The day after Veterans Day

Published 10:00 pm Friday, November 11, 2016

This November 11th, Americans will pause for salutes to our veterans who have fought for this nation, a brief, honorific moment punctuated by parades, speeches, and moving renditions of patriotic songs from an amphitheater in Washington, D.C.  In countless small towns like those in the foothills, an annual parade will personify that same impermanent patriotic spirit only too well.

Yet we should contrast this shining, seasonal celebration with our historical record of dismissing and marginalizing veterans and our venerated dead the day after we celebrate them. On November 12th, 22 veterans will commit suicide while thousands more will seek homeless shelters. Don’t even ask about unemployment, divorce, or PTSD rates.

In truth, America has had only one glorious and completely virtuous veteran’s day, that of June 22nd, 1944, when a churlish Franklin Roosevelt signed the GI Bill of Rights. Earlier, in the darkest days of the Great Depression, Roosevelt vetoed a small cash bonus for WWI veterans who made only $1 a day, declaring that, “no person, because he wore a uniform, must . . . be placed in a special class of beneficiaries,” an unexpressed sentiment probably held by a great many elected officials, perhaps even some here in Polk County.
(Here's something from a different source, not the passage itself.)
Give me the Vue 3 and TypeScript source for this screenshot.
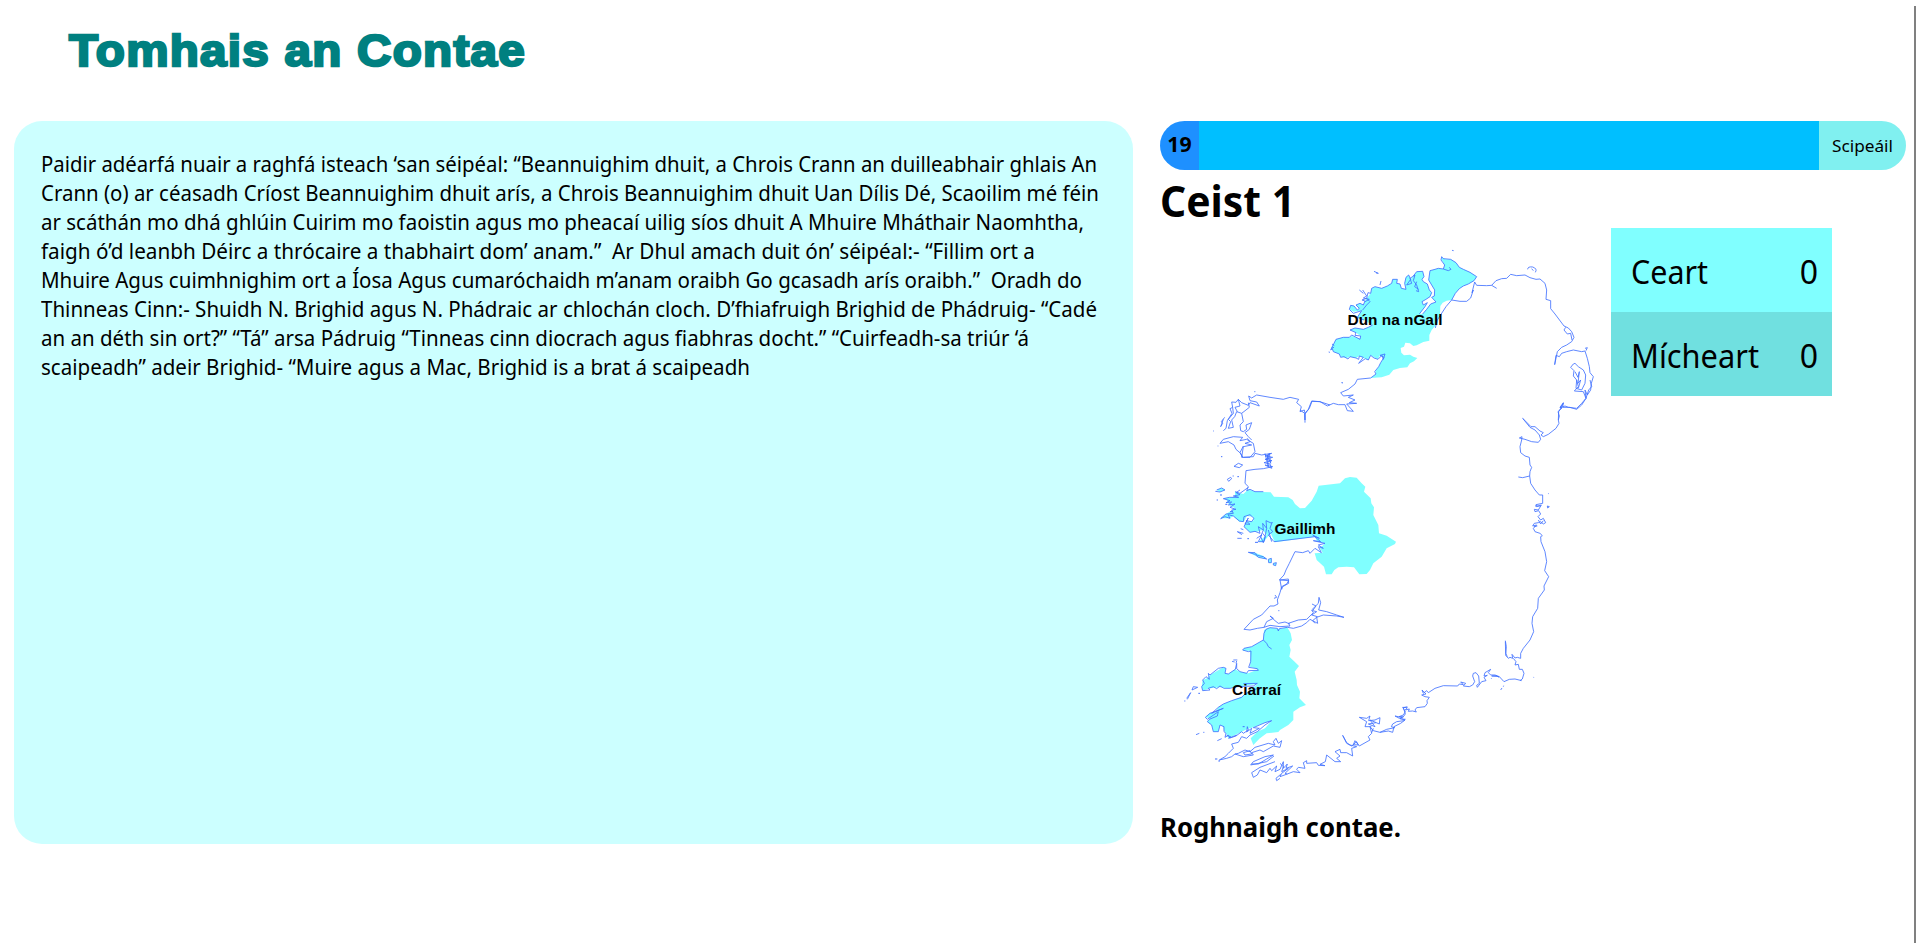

Sign up for our daily email newsletter

Get the latest news sent to your inbox

As I suspect of many veterans who prefer anonymity, I do not participate in parades and memorial services inasmuch as, since 9/11, “professional veterans,” a great many career officers and NCOs, have come to dominate and use them as honorific selfies.

Then, too, Veterans Day often serves as a photo op for politicians, increasingly another professional class, to feign sympathy even as they vote against their interests. On the national level, that’s Congress and Barack Obama while our President-elect, Donald Trump, railed against a VA system that’s been broken for decades, not a high priority for him while he builds a wall and tears up a lot of treaties. Moreover, patriotism, once above party factions, has become as politicized as the nation itself.

Instead, since 1944 every cowardly administration has beaten a steady retreat from that moment. Regardless of whether there has been a draft or not, whether wars are just or not, or whether they are ended or endless, our nation’s leaders have treated veterans as useful if blunt instruments of authority that can be discarded afterward.

So selfish has this nation been toward its veterans that any subsequent, small blessing like the 1967 Vietnam Veteran’s Act should be considered a capricious gift and not enlightened policy. Even then, the 1967 Act raised eligibility requirements, restricted assistance, and tightened changes from the Korean War. 

As a returning veteran enrolled at the University of Georgia, I spent an entire year getting through endless red tape all the while enduring an insulting veteran’s affairs officer calling me a “baby killer” before I received my first check. California reservists today would also understand the perfidy of veterans’ treatment.

Yet, like Franklin Roosevelt, I do not think that putting on a uniform necessarily made me a better citizen, gave me a distinct virtue, or entitled me as a special class of beneficiary. Many who never did have served this nation equally if not better. I don’t even need a parade or a monument to my service in Washington, D. C., a city fast becoming one of war memorials like imperial Rome, an outcome that surely would embarrass our Founding Fathers.

Instead, let’s treat all our veterans as if they are part of a “greatest generation” regardless of the time or war in which they served and celebrate them for who they are, Americans all.

Remember them after November 11th, at Thanksgiving, at Christmas, and on every day afterward for the precious gift they gave us all. The spirit of the 1944 GI Bill should be for all veterans all the time.    

Milton Ready, Tryon, N.C.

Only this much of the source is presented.